İSRAİL DENEME YAPIYOR
Geçenlerde New York Times’de konu ile ilgili bir yazı yayınlanmıştı. Bu yazıda,8 gün savaşının aslında yaklaşık bir ay önce Sudan’ın Başkenti Hartum’da bir askeri fabrikanın bombalanmasıyla başladığını öne sürmüştü. Hartum’da askeri fabrikada patlamanın, İran’a karşı yürütülen gölge savaşının bir ir parçası olduğu belirtiliyor ve Sudan Hükümeti’nin saldırı sonrası İsrail’i BM’ye şikâyet ettiği anımsatılıyor.
Hamas’ın elinde 12 bin roket olduğu tahmin ediliyor. Bu roketlerin önemli bölümü İran tarafından Hamas’a verilmiş. Bazıların ise Suriye teknolojisi ile Gazze’de üretilmiş. Suriye ise teknolojiyi Rusya’dan alıyor. Bundan sonra öyle görünüyor ki, Hamas daha uzun menzilli füzelere kavuşmak için çaba gösterecektir.
İsrail’in ABD Büyükelçisi Michael B. Oren, İran füzelerinin Gazze’de kullanılmasını 1950’li yıllarda ABD ile Sovyet Rusya arasındaki Küba Krizine benzetiyor. Büyükelçi “Küba ile füze krizinde ABD, Küba ile değil, Sovyet Rusya ile çatışma halindeydi. Savunma Sütun’u operasyonunda ise İsrail Gazze ile değil, İran ile savaşıyordu” diyor. İsrail’in Gazze’deki saldırısında da İran ile savaştığına dikkatleri çekiyor.
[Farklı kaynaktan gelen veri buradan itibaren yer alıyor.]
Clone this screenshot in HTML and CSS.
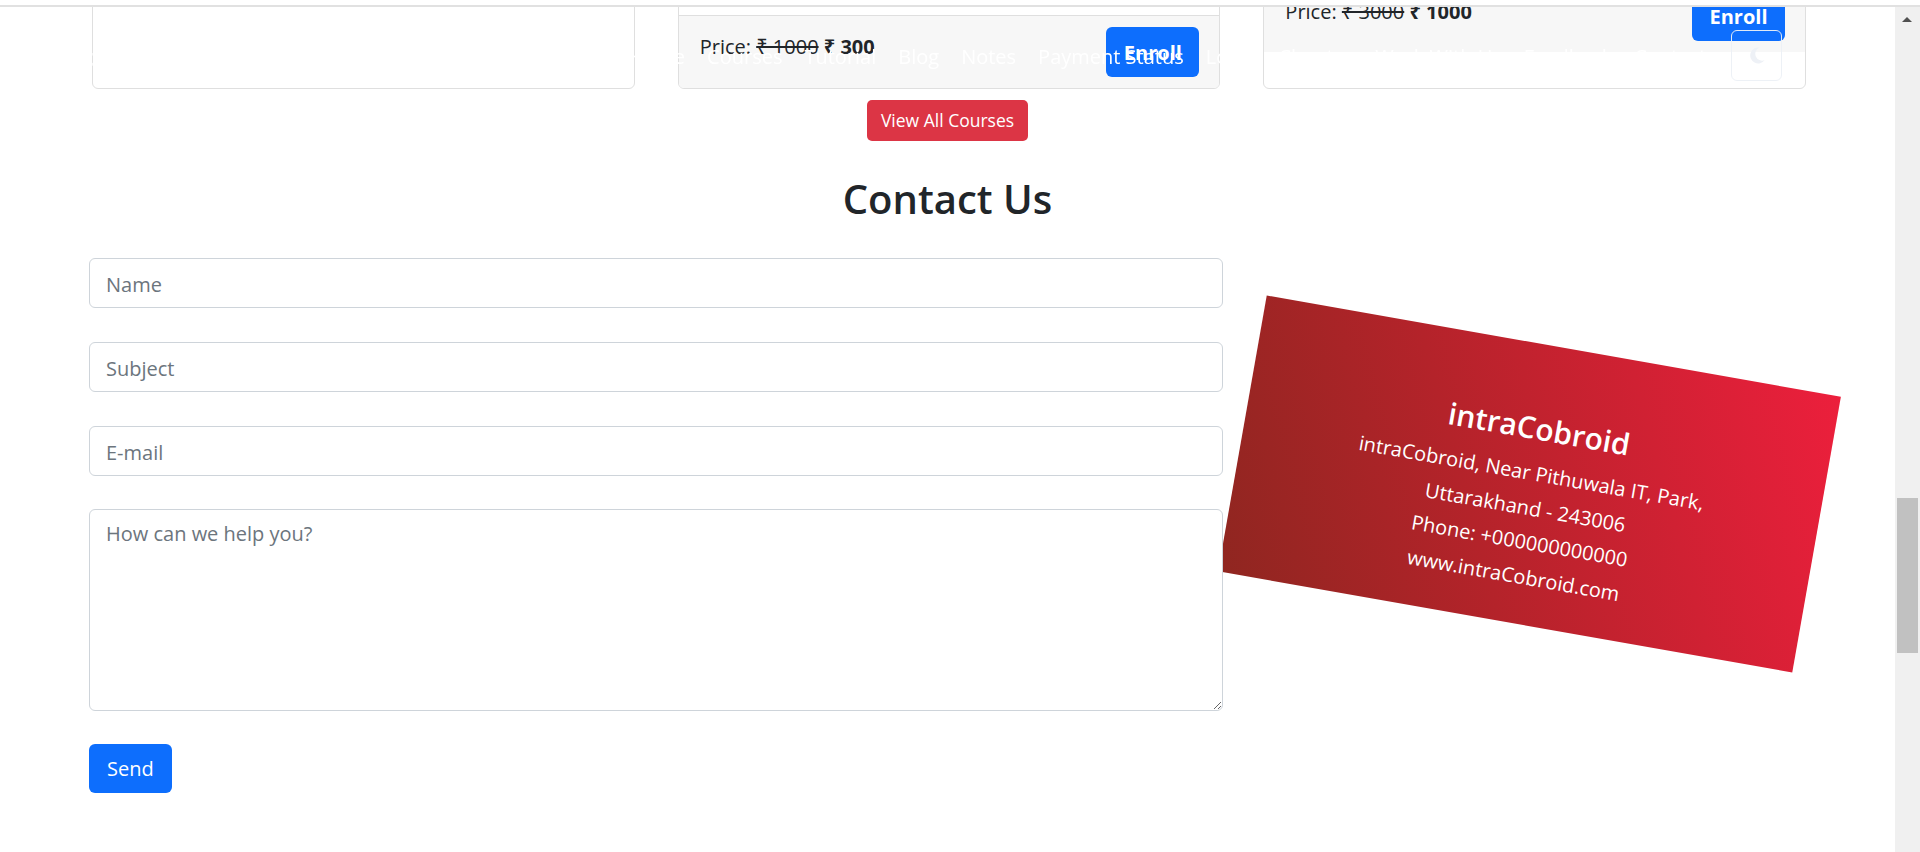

İKİ ÖNEMLİ SIKINTI DAHA VAR
İsraillileri düşündüren bir başka konuya da değinelim:
İsrail’in elindeki Savunma Sütun’u, şimdi kısa menzilli füzeleri avlayabilme kapasitesine sahip bulunuyor. Ancak, İran yapımı uzun menzilli füzeler fırlatıldığında bu sistem aynı başarıyı gösterebilecek mi? İsrailli uzmanların şimdi bu konu üzerinde çalışma yapmaya başladıklarını da burada belirtelim.
Bir başka konu da şu:
İran’ın nükleer tesislerine karşı yapılabilecek bir saldırı konusunda ABD ile İsrail farklı düşünüyor. Bir yerde görüş ayrılıklarının var olduğunu söylemek daha doğru olacak. İsrail, İran’ı Amerika’nın desteği ve yardımı olmadan vuramaz, elindeki teknoloji ve kapasitesi buna yeterli değil. Tek başına İran’ın nükleer tesislerini vurmaya kalkarsa istediği başarıyı da elde edemeyecek. Çünkü, bu işin hem uzun süreceği, hem de çok büyük teknolojik hava gücün bulunması gerekiyor. Bu nedenle acele ediyor, ama ABD de sürekli olarak frene basıyor. Diplomatik kanalların sonuna kadar kullanılması gerektiğini savunuyor. Obama ve Netanyahu anlaşmazlığı daha ne kadar sürecek bunu da önümüzdeki günlerde daha net biçimde görebileceğiz.